Впрочем, оставим его посреди пустыни, которую он сам для себя и создал. Моя же цель — указать некоторые сходства, аналогии, отражения и отзвуки. Начнем с родителей. Подобно мадам Рембо, моя мать принадлежала к нордическому типу женщин — холодная, суровая, гордая, непрощающая, строгих нравов. Отец мой был южанин, его родители — выходцы из Баварии; отец Рембо был бургундцем. Между моим отцом и матерью шли бесконечные споры и раздоры, что, как водится, отражалось на отпрыске. Это и формирует мятежную натуру, которую столь трудно обуздать. Подобно Рембо, я тоже в весьма нежном возрасте начал кричать: «Смерть Богу!» Это означало смерть всему, что утверждали или одобряли родители. Такое отношение простиралось даже на их друзей, которых я, еще подросток, открыто оскорблял в их присутствии. Вражда не прекращалась до той самой поры, когда мой отец оказался почти на пороге смерти, и тут до меня наконец дошло, как сильно я на него похож.
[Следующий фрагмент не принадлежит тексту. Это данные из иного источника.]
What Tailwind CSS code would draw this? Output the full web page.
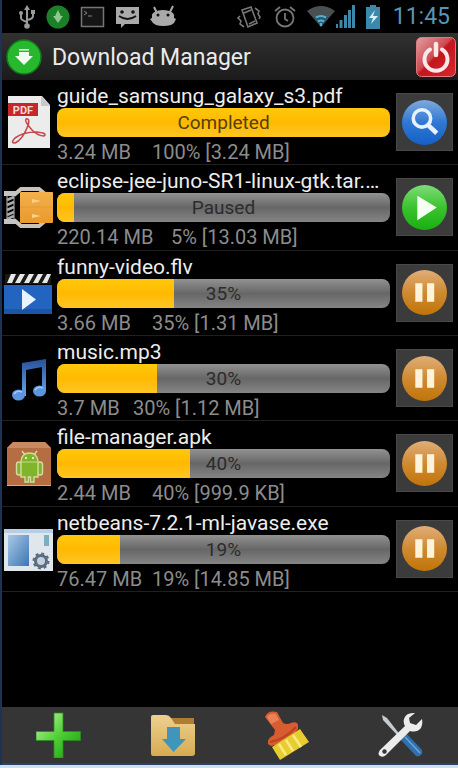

Подобно Рембо, я ненавидел город, где родился. И буду ненавидеть до последнего дня. Вырваться из дома, из города, к которому я питаю отвращение, из страны и общества, с которыми меня ничего не связывает, — вот мой первый еще детский порыв. Подобно Рембо, я тоже был развит не по годам и читал стихи на иностранном языке, когда меня еще сажали на специальный высокий стульчик. Я научился ходить раньше сверстников, начал говорить раньше сверстников, а читать газеты — до того, как пошел в детский сад. Я, всегда самый младший в классе, был не только лучшим учеником, но и любимцем как учителей, так и товарищей. При этом, опять же подобно ему, я презирал призы и награды, которые мне выдавали, и меня несколько раз исключали за плохое поведение. Главную свою задачу в школе я, судя по всему, видел в том, чтобы высмеивать учителей и учебную программу. Занятия казались мне слишком легкими и слишком глупыми. Такое было чувство, будто меня не обучают, а дрессируют, как мартышку.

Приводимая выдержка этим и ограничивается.